Objective → Pictures do not belong in the copy. Return all of the entries exactly.

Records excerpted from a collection

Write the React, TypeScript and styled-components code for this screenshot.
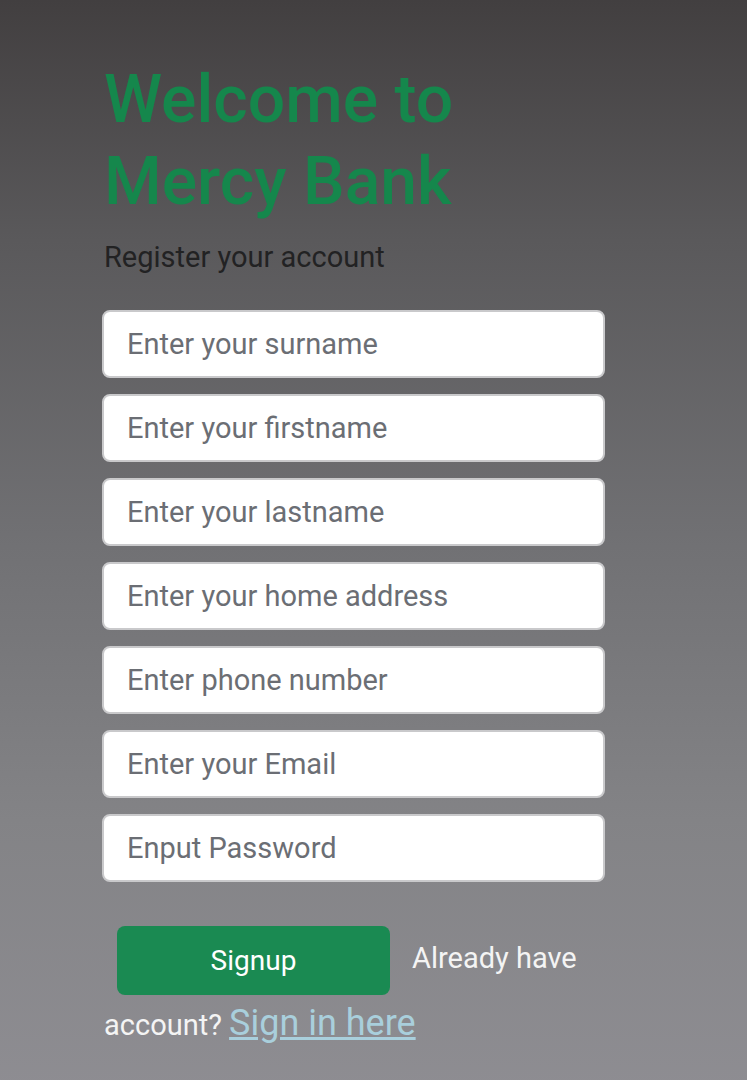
import React from "react"
import styled, {createGlobalStyle} from "styled-components"

const GlobalStyle = createGlobalStyle`
  html, body {
    margin: 0;
    padding: 0;
  }

  body {
    font-family: Roboto, "Noto Sans", sans-serif;
    background: linear-gradient(to bottom, #423f40 0%, #5a595b 22%, #717174 50%, #838386 75%, #8e8d92 100%);
    min-height: 1080px;
  }
`

const fields = [
    "Enter your surname",
    "Enter your firstname",
    "Enter your lastname",
    "Enter your home address",
    "Enter phone number",
    "Enter your Email",
    "Enput Password",
]

export default function App() {
    return (
        <>
            <GlobalStyle/>
            <Page>
                <Heading>Welcome to<br/>Mercy Bank</Heading>
                <SubTitle>Register your account</SubTitle>
                <Form onSubmit={e => e.preventDefault()}>
                    {fields.map(f => (
                        <Field key={f} placeholder={f} type={f.includes("Password") ? "password" : "text"}/>
                    ))}
                    <Footer>
                        <SignupButton type="submit">Signup</SignupButton>
                        Already have account? <SignInLink href="#">Sign in here</SignInLink>
                    </Footer>
                </Form>
            </Page>
        </>
    )
}

const Page = styled.div`
  padding: 59px 0 40px 102px;
  width: 505px;
`

const Heading = styled.h1`
  margin: 0 0 0 2px;
  font-size: 66px;
  line-height: 82px;
  font-weight: 500;
  color: #15874c;
`

const SubTitle = styled.p`
  margin: 14px 0 0 2px;
  font-size: 29px;
  line-height: 40px;
  color: #222223;
`

const Form = styled.form`
  display: flex;
  flex-direction: column;
  gap: 16px;
  margin-top: 33px;
`

const Field = styled.input`
  box-sizing: border-box;
  width: 503px;
  height: 68px;
  padding: 0 23px;
  border: 2px solid #c9c9cb;
  border-radius: 8px;
  background: #fff;
  font-family: Roboto, sans-serif;
  font-size: 29px;
  color: #333;
  outline: none;

  &::placeholder {
    color: #6b6e74;
  }
`

const Footer = styled.div`
  margin-top: 28px;
  padding-left: 2px;
  font-size: 29px;
  line-height: 56px;
  color: #f4f4f4;
`

const SignupButton = styled.button`
  display: inline-block;
  vertical-align: middle;
  width: 273px;
  height: 69px;
  margin: 0 22px 0 13px;
  border: none;
  border-radius: 8px;
  background: #1a8a52;
  color: #fff;
  font-family: Roboto, sans-serif;
  font-size: 28px;
`

const SignInLink = styled.a`
  font-size: 36px;
  color: #a9cfdc;
  text-decoration: underline;
`
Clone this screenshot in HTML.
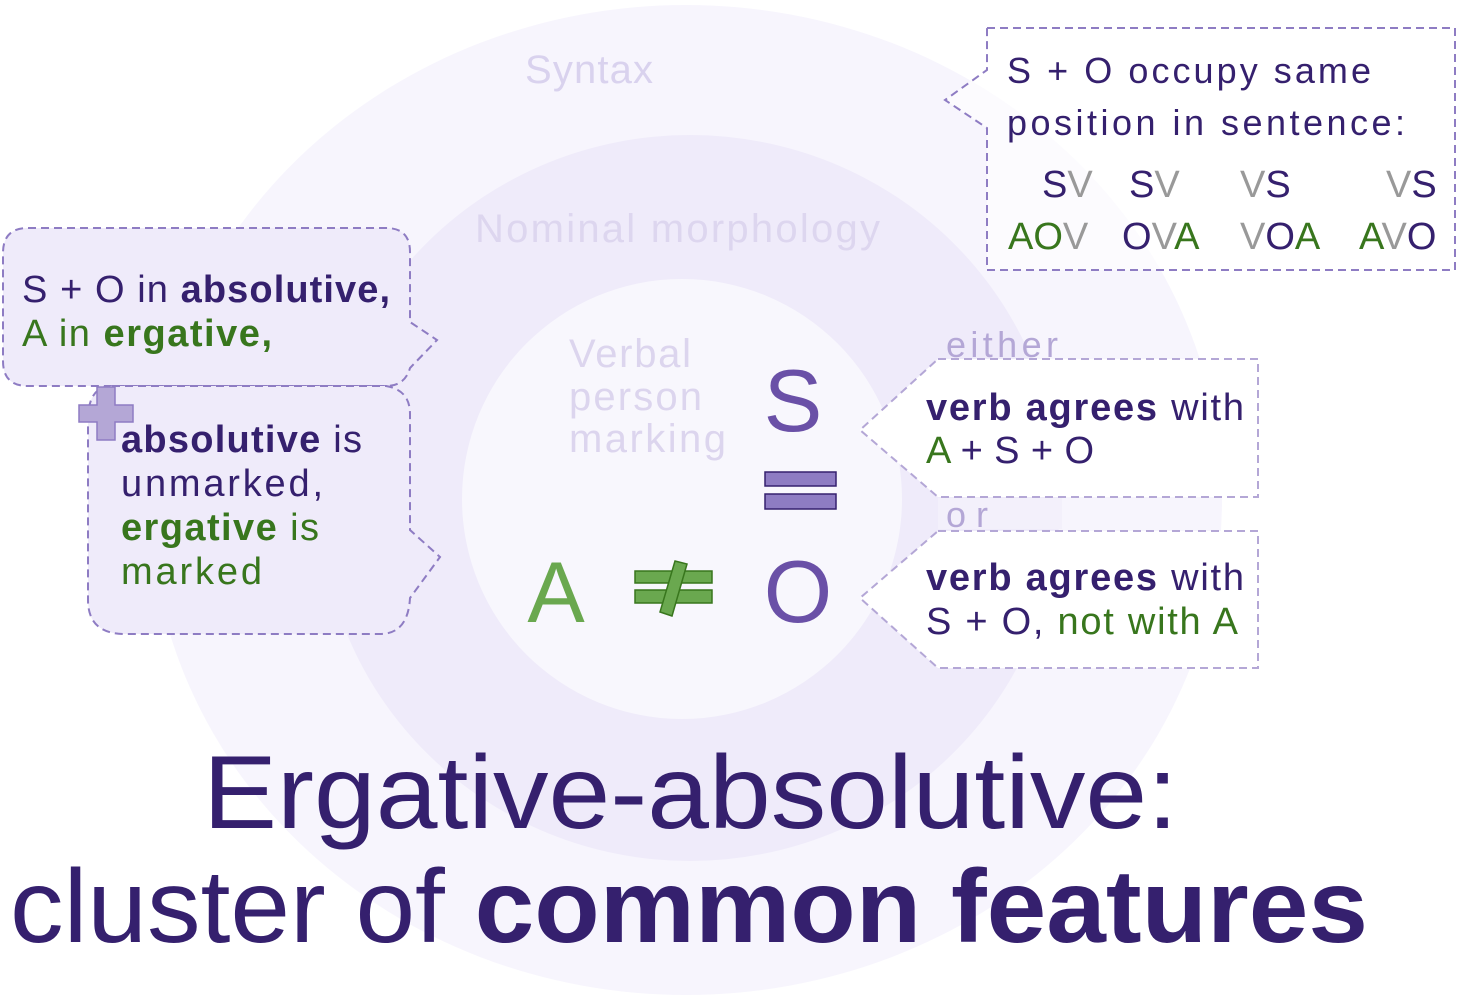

Reply to the exercise →
Write the React, TypeScript and styled-components code for this screenshot.
import React from "react"
import styled, {createGlobalStyle} from "styled-components"

const GlobalStyle = createGlobalStyle`
  html, body {
    margin: 0;
    padding: 0;
  }

  body {
    font-family: Roboto, "Noto Sans", sans-serif;
    background: linear-gradient(to bottom, #423f40 0%, #5a595b 22%, #717174 50%, #838386 75%, #8e8d92 100%);
    min-height: 1080px;
  }
`

const fields = [
    "Enter your surname",
    "Enter your firstname",
    "Enter your lastname",
    "Enter your home address",
    "Enter phone number",
    "Enter your Email",
    "Enput Password",
]

export default function App() {
    return (
        <>
            <GlobalStyle/>
            <Page>
                <Heading>Welcome to<br/>Mercy Bank</Heading>
                <SubTitle>Register your account</SubTitle>
                <Form onSubmit={e => e.preventDefault()}>
                    {fields.map(f => (
                        <Field key={f} placeholder={f} type={f.includes("Password") ? "password" : "text"}/>
                    ))}
                    <Footer>
                        <SignupButton type="submit">Signup</SignupButton>
                        Already have account? <SignInLink href="#">Sign in here</SignInLink>
                    </Footer>
                </Form>
            </Page>
        </>
    )
}

const Page = styled.div`
  padding: 59px 0 40px 102px;
  width: 505px;
`

const Heading = styled.h1`
  margin: 0 0 0 2px;
  font-size: 66px;
  line-height: 82px;
  font-weight: 500;
  color: #15874c;
`

const SubTitle = styled.p`
  margin: 14px 0 0 2px;
  font-size: 29px;
  line-height: 40px;
  color: #222223;
`

const Form = styled.form`
  display: flex;
  flex-direction: column;
  gap: 16px;
  margin-top: 33px;
`

const Field = styled.input`
  box-sizing: border-box;
  width: 503px;
  height: 68px;
  padding: 0 23px;
  border: 2px solid #c9c9cb;
  border-radius: 8px;
  background: #fff;
  font-family: Roboto, sans-serif;
  font-size: 29px;
  color: #333;
  outline: none;

  &::placeholder {
    color: #6b6e74;
  }
`

const Footer = styled.div`
  margin-top: 28px;
  padding-left: 2px;
  font-size: 29px;
  line-height: 56px;
  color: #f4f4f4;
`

const SignupButton = styled.button`
  display: inline-block;
  vertical-align: middle;
  width: 273px;
  height: 69px;
  margin: 0 22px 0 13px;
  border: none;
  border-radius: 8px;
  background: #1a8a52;
  color: #fff;
  font-family: Roboto, sans-serif;
  font-size: 28px;
`

const SignInLink = styled.a`
  font-size: 36px;
  color: #a9cfdc;
  text-decoration: underline;
`
Clone this screenshot in HTML.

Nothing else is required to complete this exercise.